Few working people have the time or energy to cook Indian cuisine perfectly at home.
"Most people work 9 to 5, and around here that's more like 9 to 8," said Manish, a software engineering consultant who handles Lazeez's finances and website.
"If I'm given a choice I would always have Indian food, but it takes a long time to cook and it's not worth it," said Ashish Sharma, an Indian native who has lived in the United States for six years. He works long hours and, because he's single, finds no reason to put much time into his meals.
He has been a regular Lazeez customer for about two months, and every Friday and Monday he gets a delivery of three lunches and three dinners. Each delivery comes with six or seven neatly packed black plastic containers with plastic covers.
"Indian food can get oily and spicy, and it's not like that," said Sharma, a software development consultant for Microsoft Inc. "They have a very big menu, and it's cheap as well. They're quite economical."
Economics are not the most important consideration for everyone.
"I would not compromise on what my kids would eat with us," said Cupertino resident Naresh Gupta, who knows Goel and tried out the food at her house with his 14- and 15-year-old children.
"The kids like it, and it's very close to what we'd want to eat at home," he said. His father, who lives with them, wants to eat Indian food, but his children often want unhealthy food, he said.
Lazeez has become a compromise the family can agree on.
Also, since the whole family is vegetarian, they appreciate that Lazeez offers a wide spectrum of options so they do not get bored, said Gupta.
Most of the vegetarian dishes are vegan, said Goel.
Their clients include a lot of Hindu Indians, many of whom maintain vegetarian traditions because their religion holds that all life is precious, said Manish. A couple are Muslims who have trouble finding meats in the United States that are butchered according to Islamic law.
Goel switches up the menu frequently and is constantly experimenting to bring more variety and create new vegan and vegetarian options.
A very common Indian dinner that Lazeez customers can order is dal hariyali, a lentil soup with spinach and a special blend of spices that is typically served with a vegetable side dish and flatbread. An entrée package that will feed three to four people costs $10, and Manish recommends topping it off with water or a smoothie-like mango lassi.

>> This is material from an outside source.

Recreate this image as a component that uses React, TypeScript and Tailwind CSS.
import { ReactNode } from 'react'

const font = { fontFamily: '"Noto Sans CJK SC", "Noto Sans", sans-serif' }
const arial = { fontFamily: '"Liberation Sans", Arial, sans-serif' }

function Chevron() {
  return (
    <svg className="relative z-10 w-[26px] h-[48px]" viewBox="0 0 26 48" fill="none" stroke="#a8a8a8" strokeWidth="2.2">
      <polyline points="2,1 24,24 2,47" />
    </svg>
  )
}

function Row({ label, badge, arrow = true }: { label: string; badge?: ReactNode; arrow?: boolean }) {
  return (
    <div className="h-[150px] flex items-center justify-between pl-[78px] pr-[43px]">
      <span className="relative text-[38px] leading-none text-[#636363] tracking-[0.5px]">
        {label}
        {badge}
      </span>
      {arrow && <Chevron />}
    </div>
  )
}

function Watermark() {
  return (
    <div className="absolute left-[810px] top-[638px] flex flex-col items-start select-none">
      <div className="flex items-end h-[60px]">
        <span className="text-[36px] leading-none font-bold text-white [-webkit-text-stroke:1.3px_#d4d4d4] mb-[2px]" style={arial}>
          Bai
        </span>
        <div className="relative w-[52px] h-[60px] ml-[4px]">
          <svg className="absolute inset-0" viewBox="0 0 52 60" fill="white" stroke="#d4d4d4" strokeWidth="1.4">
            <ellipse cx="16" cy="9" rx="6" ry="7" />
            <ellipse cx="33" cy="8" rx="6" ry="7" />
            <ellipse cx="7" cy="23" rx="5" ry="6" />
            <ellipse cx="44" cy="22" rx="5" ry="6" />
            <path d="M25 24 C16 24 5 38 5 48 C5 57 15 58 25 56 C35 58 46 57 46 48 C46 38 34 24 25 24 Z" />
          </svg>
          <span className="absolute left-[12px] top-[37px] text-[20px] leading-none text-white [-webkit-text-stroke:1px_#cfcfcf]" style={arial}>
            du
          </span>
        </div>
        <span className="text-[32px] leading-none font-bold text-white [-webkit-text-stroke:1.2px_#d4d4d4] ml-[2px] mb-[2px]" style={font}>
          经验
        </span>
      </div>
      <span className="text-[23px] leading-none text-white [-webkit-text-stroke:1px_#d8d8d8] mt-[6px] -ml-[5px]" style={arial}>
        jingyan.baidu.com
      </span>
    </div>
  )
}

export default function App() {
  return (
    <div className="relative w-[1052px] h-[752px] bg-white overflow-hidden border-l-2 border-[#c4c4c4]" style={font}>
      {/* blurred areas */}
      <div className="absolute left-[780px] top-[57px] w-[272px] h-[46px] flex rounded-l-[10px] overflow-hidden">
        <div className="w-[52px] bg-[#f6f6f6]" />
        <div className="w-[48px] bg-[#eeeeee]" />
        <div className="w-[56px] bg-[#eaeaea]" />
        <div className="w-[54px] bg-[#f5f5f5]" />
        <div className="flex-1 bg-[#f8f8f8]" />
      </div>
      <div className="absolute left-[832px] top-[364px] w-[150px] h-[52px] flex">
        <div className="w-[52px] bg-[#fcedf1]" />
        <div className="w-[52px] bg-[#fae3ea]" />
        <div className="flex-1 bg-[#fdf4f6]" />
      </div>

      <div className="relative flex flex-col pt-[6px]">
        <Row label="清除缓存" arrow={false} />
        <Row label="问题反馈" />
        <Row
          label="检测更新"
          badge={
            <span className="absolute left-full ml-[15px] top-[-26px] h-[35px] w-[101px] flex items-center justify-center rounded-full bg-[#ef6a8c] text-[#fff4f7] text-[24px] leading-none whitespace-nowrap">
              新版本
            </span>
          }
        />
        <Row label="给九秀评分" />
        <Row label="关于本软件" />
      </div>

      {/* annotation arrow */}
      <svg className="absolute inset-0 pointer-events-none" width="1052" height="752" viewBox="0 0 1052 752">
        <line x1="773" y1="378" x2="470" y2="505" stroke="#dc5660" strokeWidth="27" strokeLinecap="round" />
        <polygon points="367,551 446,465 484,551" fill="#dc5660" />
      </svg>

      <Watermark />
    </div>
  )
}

In March and April, Lazeez Dinners will donate 10 percent of its gross sales to the Cops Care Cancer Foundation, a group founded by San Jose police officers that provides financial help to the families of children affected by cancer. Lazeez will also give a 10 percent discount to anyone who donates $100 or more directly to Cops Care. Goel said cancer support is a cause very close to her heart. To donate or learn more, visit www.copscarecancerfoundation.org or call 408.699.2273.
Orders need to be placed 24 hours in advance. To order or learn more, call 408.655.8701, email orders@lazeezdinners.com or visit www.lazeezdinners.com.

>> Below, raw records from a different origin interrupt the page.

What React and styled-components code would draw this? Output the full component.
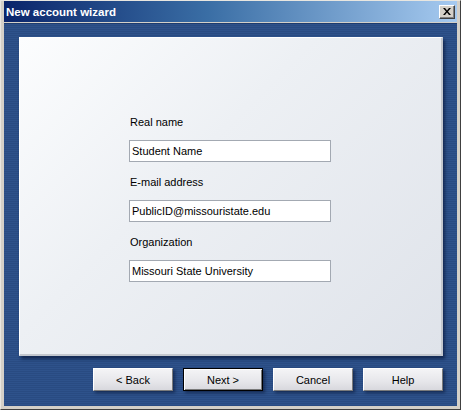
import React from 'react';
import styled, { createGlobalStyle } from 'styled-components';

const Global = createGlobalStyle`
  html, body { margin: 0; padding: 0; background: #d4d0c8; }
  body { font-family: "Liberation Sans", Arial, sans-serif; }
`;

const Window = styled.div`
  width: 461px;
  height: 410px;
  box-sizing: border-box;
  background: #d4d0c8;
  padding: 0 3px 3px 3px;
  display: flex;
  flex-direction: column;
  border-left: 1px solid #e8e6e0;
  border-top: 1px solid #e8e6e0;
  border-right: 1px solid #404040;
  border-bottom: 1px solid #404040;
`;

const TitleBar = styled.div`
  height: 21px;
  flex: none;
  display: flex;
  align-items: center;
  padding: 0 2px 0 2px;
  margin-bottom: 1px;
  background: linear-gradient(to right, #0a246a 0%, #3a6ea5 45%, #a6caf0 100%);
`;

const Title = styled.div`
  color: #fff;
  font-family: "Liberation Sans", Arial, sans-serif;
  font-weight: bold;
  font-size: 11.5px;
`;

const CloseButton = styled.div`
  margin-left: auto;
  width: 16px;
  height: 14px;
  box-sizing: border-box;
  background: #d4d0c8;
  border: 1px solid;
  border-color: #fff #404040 #404040 #fff;
  box-shadow: inset -1px -1px #808080;
  display: flex;
  align-items: center;
  justify-content: center;
`;

const Body = styled.div`
  flex: 1;
  display: flex;
  flex-direction: column;
  padding: 13px 14px 15px 15px;
  background: repeating-linear-gradient(to bottom, #2e528b 0px, #2e528b 1px, #294b82 1px, #294b82 2px);
  border-top: 1px solid #1e3c6e;
`;

const Panel = styled.div`
  height: 319px;
  box-sizing: border-box;
  border-left: 1px solid #ffffff;
  border-top: 1px solid #ffffff;
  border-right: 2px solid #c3c7ce;
  border-bottom: 2px solid #c3c7ce;
  background: linear-gradient(135deg, #fcfdfe 0%, #edf0f4 40%, #dfe3ea 100%);
  box-shadow: 2px 3px 3px rgba(8, 22, 55, 0.65);
  padding: 78px 0 0 109px;
`;

const Form = styled.div`
  display: flex;
  flex-direction: column;
  align-items: flex-start;
`;

const Label = styled.div`
  font-size: 11px;
  line-height: 13px;
  color: #000;
  padding-left: 1px;
  margin-bottom: 11px;
`;

const Field = styled.div`
  width: 202px;
  height: 22px;
  box-sizing: border-box;
  background: #fff;
  border: 1px solid #a3a9b2;
  padding-left: 2px;
  display: flex;
  align-items: center;
  font-size: 11px;
  color: #000;
  margin-bottom: 14px;
`;

const ButtonRow = styled.div`
  margin-top: 12px;
  display: flex;
  justify-content: flex-end;
  gap: 10px;
`;

const Button = styled.div`
  width: 80px;
  height: 23px;
  box-sizing: border-box;
  display: flex;
  align-items: center;
  justify-content: center;
  font-size: 11px;
  color: #000;
  background: linear-gradient(to bottom, #f4f4f6 0%, #e6e6ea 60%, #d8d8dd 100%);
  border: 1px solid;
  border-color: ${p => (p.$default ? '#000' : '#ffffff #7a7a7a #7a7a7a #ffffff')};
  box-shadow: ${p => (p.$default ? 'inset 1px 1px #fff, inset -1px -1px #7a7a7a, ' : '')}2px 2px 3px rgba(5, 18, 50, 0.55);
`;

const fields = [
  { label: 'Real name', value: 'Student Name' },
  { label: 'E-mail address', value: 'PublicID@missouristate.edu' },
  { label: 'Organization', value: 'Missouri State University' },
];

export default function App() {
  return (
    <>
      <Global />
      <Window>
        <TitleBar>
          <Title>New account wizard</Title>
          <CloseButton>
            <svg width="8" height="7" viewBox="0 0 8 7">
              <path d="M0 0h2l2 2.5L6 0h2L5 3.5 8 7H6L4 4.5 2 7H0l3-3.5z" fill="#000" />
            </svg>
          </CloseButton>
        </TitleBar>
        <Body>
          <Panel>
            <Form>
              {fields.map(f => (
                <React.Fragment key={f.label}>
                  <Label>{f.label}</Label>
                  <Field>{f.value}</Field>
                </React.Fragment>
              ))}
            </Form>
          </Panel>
          <ButtonRow>
            <Button>&lt; Back</Button>
            <Button $default>Next &gt;</Button>
            <Button>Cancel</Button>
            <Button>Help</Button>
          </ButtonRow>
        </Body>
      </Window>
    </>
  );
}
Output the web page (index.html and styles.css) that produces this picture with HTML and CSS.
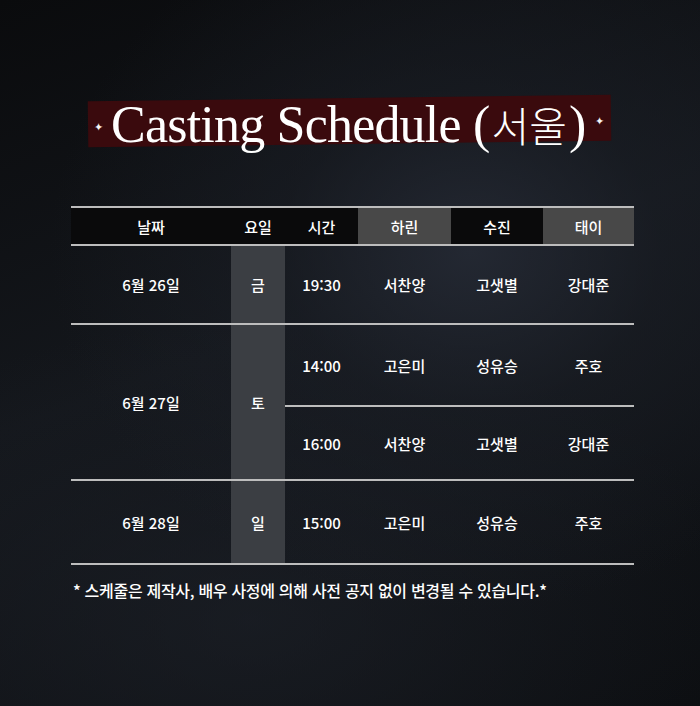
FILE: index.html
```html
<!DOCTYPE html>
<html lang="ko">
<head>
<meta charset="utf-8">
<title>Casting Schedule</title>
<link rel="stylesheet" href="styles.css">
</head>
<body>
<main class="page">
  <header class="title-wrap">
    <h1 class="title">
      <span class="dot">✦</span>
      <span class="title-text">Casting Schedule <span class="paren">(</span><span class="ko">서울</span><span class="paren">)</span></span>
      <span class="dot">✦</span>
    </h1>
  </header>

  <table class="schedule">
    <colgroup>
      <col class="c-date"><col class="c-day"><col class="c-time"><col class="c-a"><col class="c-b"><col class="c-c">
    </colgroup>
    <thead>
      <tr>
        <th>날짜</th><th>요일</th><th>시간</th><th class="hl">하린</th><th>수진</th><th class="hl">태이</th>
      </tr>
    </thead>
    <tbody>
      <tr class="r1">
        <td>6월 26일</td><td class="day">금</td><td>19:30</td><td>서찬양</td><td>고샛별</td><td>강대준</td>
      </tr>
      <tr class="r2a">
        <td rowspan="2">6월 27일</td><td rowspan="2" class="day">토</td><td>14:00</td><td>고은미</td><td>성유승</td><td>주호</td>
      </tr>
      <tr class="r2b">
        <td>16:00</td><td>서찬양</td><td>고샛별</td><td>강대준</td>
      </tr>
      <tr class="r3">
        <td>6월 28일</td><td class="day">일</td><td>15:00</td><td>고은미</td><td>성유승</td><td>주호</td>
      </tr>
    </tbody>
  </table>

  <p class="note">* 스케줄은 제작사, 배우 사정에 의해 사전 공지 없이 변경될 수 있습니다.*</p>
</main>
</body>
</html>
```

FILE: styles.css
```css
html, body {
  margin: 0;
  padding: 0;
}

body {
  width: 700px;
  height: 706px;
  overflow: hidden;
  color: #fff;
  font-family: "Noto Sans CJK KR", "Noto Sans", sans-serif;
  background:
    radial-gradient(ellipse 420px 360px at 470px 250px, rgba(38, 43, 54, 0.85) 0%, rgba(28, 32, 40, 0.5) 45%, rgba(0, 0, 0, 0) 100%),
    radial-gradient(ellipse 500px 300px at 250px 620px, rgba(30, 34, 42, 0.6) 0%, rgba(0, 0, 0, 0) 100%),
    linear-gradient(160deg, #0a0b0d 0%, #14171c 45%, #0c0e11 100%);
}

.page {
  padding-top: 98px;
}

.title-wrap {
  display: flex;
  justify-content: center;
}

.title {
  margin: 0 0 0 -1px;
  display: inline-flex;
  align-items: center;
  gap: 9px;
  height: 46px;
  padding: 0 8px 0 6px;
  background: #3a0a0d;
  transform: rotate(-0.7deg);
  font-family: "Liberation Serif", "Noto Sans CJK KR", serif;
  font-weight: 400;
  font-size: 52px;
  line-height: 46px;
  letter-spacing: -0.8px;
  white-space: nowrap;
}

.title-text {
  position: relative;
  top: 3px;
  transform: rotate(0.7deg);
}

.ko {
  font-family: "Noto Sans CJK KR", sans-serif;
  font-weight: 300;
  font-size: 41px;
  letter-spacing: 0;
  margin: 0 2px;
}

.paren {
  font-weight: 300;
}

.dot {
  font-family: "DejaVu Sans", sans-serif;
  font-size: 11px;
  line-height: 1;
  color: #f4f4f4;
  position: relative;
  top: 3px;
}

.schedule {
  margin: 62px 0 0 71px;
  width: 563px;
  table-layout: fixed;
  border-collapse: collapse;
  font-size: 15px;
  font-weight: 500;
  text-align: center;
}

.c-date { width: 160px; }
.c-day { width: 54px; }
.c-time { width: 73px; }
.c-a { width: 93px; }
.c-b { width: 92px; }
.c-c { width: 91px; }

.schedule th,
.schedule td {
  padding: 0;
  border-bottom: 2px solid #bdbdbd;
}

.schedule th {
  height: 36px;
  border-top: 2px solid #bdbdbd;
  background: #0a0a0b;
  font-weight: 500;
}

.schedule th.hl {
  background: #484848;
}

.schedule td.day {
  background: #3b3e43;
}

.r1 td { height: 77px; }
.r2a td { height: 80px; }
.r2b td { height: 72px; }
.r3 td { height: 82px; }

.note {
  margin: 13px 0 0 73px;
  font-size: 16px;
  font-weight: 500;
  letter-spacing: -0.3px;
}
```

Some Indian cuisine defined:
Curry--for Indians, this is a sauce with a precise mixture of spices and seasonings. Meat, vegetables or seafood are added.

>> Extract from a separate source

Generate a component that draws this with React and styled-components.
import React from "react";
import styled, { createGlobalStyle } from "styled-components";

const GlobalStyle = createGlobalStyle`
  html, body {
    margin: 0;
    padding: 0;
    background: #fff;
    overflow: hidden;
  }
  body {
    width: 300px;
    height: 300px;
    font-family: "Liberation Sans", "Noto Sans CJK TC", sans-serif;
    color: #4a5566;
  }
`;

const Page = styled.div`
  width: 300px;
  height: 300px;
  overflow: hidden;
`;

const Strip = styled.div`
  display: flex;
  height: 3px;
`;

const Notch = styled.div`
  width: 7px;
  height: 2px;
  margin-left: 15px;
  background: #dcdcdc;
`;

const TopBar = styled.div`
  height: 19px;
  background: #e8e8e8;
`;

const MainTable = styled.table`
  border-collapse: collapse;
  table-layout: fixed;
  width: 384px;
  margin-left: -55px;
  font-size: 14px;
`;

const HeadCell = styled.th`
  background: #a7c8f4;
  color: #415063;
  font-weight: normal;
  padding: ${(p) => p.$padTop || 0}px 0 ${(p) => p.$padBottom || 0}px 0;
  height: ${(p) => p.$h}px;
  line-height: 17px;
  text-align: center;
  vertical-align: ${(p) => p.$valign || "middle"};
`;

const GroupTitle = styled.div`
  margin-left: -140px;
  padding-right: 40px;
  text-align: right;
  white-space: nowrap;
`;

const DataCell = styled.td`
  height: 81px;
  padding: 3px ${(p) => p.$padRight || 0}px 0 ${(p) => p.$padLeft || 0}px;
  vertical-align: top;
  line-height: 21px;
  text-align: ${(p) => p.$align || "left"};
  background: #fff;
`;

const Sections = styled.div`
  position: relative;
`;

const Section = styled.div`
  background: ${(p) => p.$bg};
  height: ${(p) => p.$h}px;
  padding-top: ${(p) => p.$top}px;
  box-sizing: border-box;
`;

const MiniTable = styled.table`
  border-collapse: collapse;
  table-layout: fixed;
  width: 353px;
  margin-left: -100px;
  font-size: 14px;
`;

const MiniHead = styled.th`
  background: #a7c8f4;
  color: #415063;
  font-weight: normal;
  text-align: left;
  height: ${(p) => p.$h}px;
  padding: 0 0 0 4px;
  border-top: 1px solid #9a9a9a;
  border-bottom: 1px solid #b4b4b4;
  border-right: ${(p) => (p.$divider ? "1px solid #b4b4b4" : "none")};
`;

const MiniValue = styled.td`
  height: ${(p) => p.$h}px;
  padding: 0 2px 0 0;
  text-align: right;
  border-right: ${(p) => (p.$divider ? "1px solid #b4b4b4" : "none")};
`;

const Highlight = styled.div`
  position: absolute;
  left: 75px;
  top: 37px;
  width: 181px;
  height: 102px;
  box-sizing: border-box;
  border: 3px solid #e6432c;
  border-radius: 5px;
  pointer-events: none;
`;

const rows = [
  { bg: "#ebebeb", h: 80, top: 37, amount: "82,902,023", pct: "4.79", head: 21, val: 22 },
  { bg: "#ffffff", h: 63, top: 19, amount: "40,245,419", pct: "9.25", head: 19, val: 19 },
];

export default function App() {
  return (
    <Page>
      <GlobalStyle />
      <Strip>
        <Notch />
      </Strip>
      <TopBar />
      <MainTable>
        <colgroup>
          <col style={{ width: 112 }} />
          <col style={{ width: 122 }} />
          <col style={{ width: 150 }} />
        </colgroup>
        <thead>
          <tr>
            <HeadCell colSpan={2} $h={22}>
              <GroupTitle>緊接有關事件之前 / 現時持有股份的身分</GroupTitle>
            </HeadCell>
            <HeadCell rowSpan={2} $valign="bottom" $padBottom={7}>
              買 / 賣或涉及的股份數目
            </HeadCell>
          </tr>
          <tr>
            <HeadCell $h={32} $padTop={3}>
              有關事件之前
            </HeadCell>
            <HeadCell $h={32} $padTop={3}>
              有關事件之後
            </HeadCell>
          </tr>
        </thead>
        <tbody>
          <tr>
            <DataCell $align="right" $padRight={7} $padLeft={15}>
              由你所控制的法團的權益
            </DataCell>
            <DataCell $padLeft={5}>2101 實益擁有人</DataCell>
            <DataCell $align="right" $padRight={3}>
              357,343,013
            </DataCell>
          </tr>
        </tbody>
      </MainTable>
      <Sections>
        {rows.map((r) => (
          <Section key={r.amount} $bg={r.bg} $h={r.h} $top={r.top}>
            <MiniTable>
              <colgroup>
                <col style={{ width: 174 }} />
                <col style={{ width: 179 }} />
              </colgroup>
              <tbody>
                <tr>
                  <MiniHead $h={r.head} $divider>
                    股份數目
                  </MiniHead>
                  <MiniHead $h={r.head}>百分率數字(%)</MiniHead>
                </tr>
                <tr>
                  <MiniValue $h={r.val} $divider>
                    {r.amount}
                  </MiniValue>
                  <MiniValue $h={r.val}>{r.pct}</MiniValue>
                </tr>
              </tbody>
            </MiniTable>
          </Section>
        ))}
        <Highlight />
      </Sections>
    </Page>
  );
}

Dal--soup from legumes, usually lentils, of which there are many varieties. It is a good source of vegetarian protein.
Korma--rich creamy sauce with a blend of spices, traditionally a mincemeat dish, but often served vegetarian.
Lassi--yogurt and water smoothie that can be served sweet or salty, often made with fruit like mangoes.
Masala--unique blends of ground spices, herbs and seasoning. It can be mixed with water, yogurt or milk for a sauce. The dry mix, garam masala, is commonly known in English as curry powder.
Naan--soft wheat flour bread made in the tandoor oven, commonly served in restaurants.
Paneer--Indian cottage cheese, absorbs whatever flavors it's cooked in.
Paratha--whole-wheat unleavened flatbread, sometimes stuffed with meat or vegetables.
Raita--a salty yogurt side dish with vegetables.
Roti--the name means "bread" in Hindi. It is an Indian's everyday tortilla-like unleavened bread.
Tandoori--refers to marinated meat and bread cooked in a clay oven, or the tandoor oven itself.